More recently, investor confidence in REITs has been dented by the rapid drop in the share prices of Resilient Reit and its associated companies Nepi Rockcastle, Fortress and Greenbay. The group, which accounts for about 40% of the SAPY value, was accused of artificially inflating its income and net asset value, and more than R30 billion worth of shareholder value was wiped out in the ensuing scramble to offload its shares.

However, listed property was still way ahead of bonds (10,19%), cash (7,52%) and residential real estate last year, with the FNB Property Barometer showing average house price inflation of just 3,7%. And South African REITs (SA REITs), of which there are 31 listed on the JSE, still featured strongly among the Top 100 companies that earned the most for shareholders last year (see Figure 1).
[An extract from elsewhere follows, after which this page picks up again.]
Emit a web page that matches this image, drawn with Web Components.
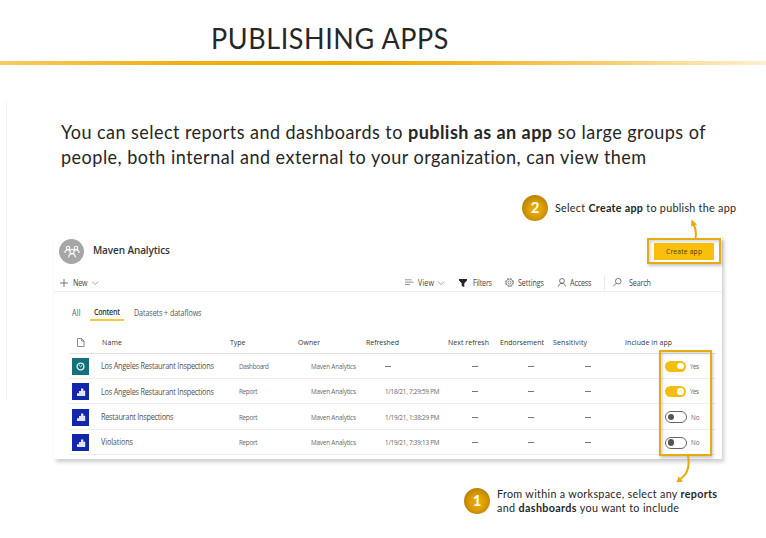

“Indeed, the sector has held up really well, despite the current negative sentiment,” says SA REIT Association chairman Izak Petersen. “It remains the best income producer, a defensive investment through cycles and a powerful shield against inflation, and should make up a meaningful percentage of any serious investor’s portfolio.”

What is more, REITs are likely to become even more attractive to certain investors in the light of current moves by the EFF and the ANC to amend Section 25 of the Constitution and enable land expropriation without compensation. There are many local investors who perceive this as the thin edge of the property nationalisation wedge, and will naturally turn to those companies that have diversified their holdings into international markets and whose assets are thus less exposed to the risk of land or property seizure by the State.

SA REITs began this process of globalisation about 10 years ago, and it has gained such momentum in the past two years that now an estimated 45% of SAPY earnings come from about 25 other countries, including Australia, Eastern and Western Europe and the UK.

On the other hand, for many private investors, equities in general have been tainted by the Steinhoff and Naspers problems that to date have cost shareholders more than R500 billion, whereas the prospects for the residential rental market are improving thanks to better-than-expected economic growth last year (1,3% instead of the 1% forecast by National Treasury), a marked improvement in consumer and business confidence since the appointment of Cyril Ramaphosa as South Africa’s new president, a stronger rand, and falling inflation and fuel prices, which will alleviate the effect of the VAT hike announced in the recent National Budget speech. Even better, figures from automated rental payment platform PayProp show that salaries increased by an average of 4% in 2017, compa red with an average decrease of 3% in 2016. (According to the most recent BankservAfrica figures, the actual average take-home pay in South Africa is now R14 000 a month.)

This will mean some improvement in affordability and demand from prospective tenants, and should also lead to a decline in rental delinquencies. Currently, according to specialist credit bureau TPN, some 5,9% of tenants nationally are defaulting on their rent each month, 10,63% are making only
partial payment and 5,32% are paying late. The percentage of tenants paying in full and on time is rising and currently stands at 67,29%.

Prospective investors do need to be aware, however, that these percentages can vary widely across regions and according to the rental value band, with the best payers being in the R7 000 to R12 000-a-month rental band, and the Western Cape having the lowest regional delinquency rate. In addition, notes Andrew Schaefer, MD of national property management company Trafalgar, affordability remains a problem overall, and especially in the CBDs and inner cities, where vacancy levels rose sharply last year and are now sitting at around 7% (see figures 2 and 3).

The main problem, says Greg Harris, CEO of Chas Everitt Property Rentals, is the heavy debt load that most South African consumers are still carrying, with approximately 72% of households’ gross income going to debt repayment and housing costs, and this means landlords cannot anticipate the annual 8% to 10% rental increases of the past. Indeed, the PayProp annual report for 2017 shows that while the weighted average national rental for the fourth quarter of 2017 was R7 308, compared with R6 930 the year before, the national average rental increase in the last quarter of
the year was just 5,75% year-on-year.

Nevertheless, rental inflation will probably continue to outpace house price inflation this year and continue the gradual increase in the average gross yield on rental property that has been taking place since the end of 2016. This will be attractive to investors who feel more comfortable with
bricks and mortar than with listed property and those who need bank loans to purchase their investments, and could well lead to a mild increase in buy-to-let purchasing later this year.